A comprehensive guide to building robust backends for applications that process text, image, and video in real-time. Lessons from building CostChef.

Author

Mohamed Ali Tennich

SaaS Developer

Dec 05, 2024
15 min read
Building Multi-Modal SaaS: Architecture Deep Dive

Building a SaaS that only handles text is no longer enough. Modern users expect applications that can see, hear, and understand context from multiple sources simultaneously. After spending months building CostChef—a restaurant management system with Arabic OCR for invoice processing—I've learned hard lessons about what it takes to build multi-modal systems at scale. This is the guide I wish I had when I started.
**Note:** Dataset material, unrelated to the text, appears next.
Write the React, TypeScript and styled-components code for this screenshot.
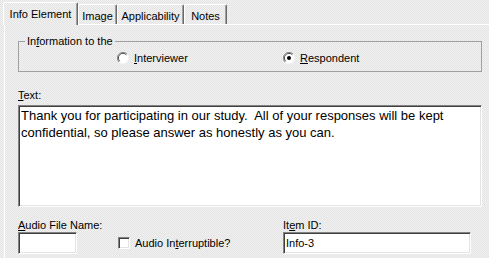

Understanding Multi-Modal Challenges

Multi-modal applications are fundamentally different from traditional text-based systems. The challenges multiply when you're processing images, video, and audio alongside text:

Data Volume: A single image can be 5MB. A minute of video might be 100MB. When you're processing hundreds or thousands of these daily, storage and bandwidth costs become significant concerns.

Processing Time: OCR on a complex invoice might take 2-5 seconds. Video analysis can take longer than the video itself. Users expect responsiveness, but the underlying operations are inherently slow.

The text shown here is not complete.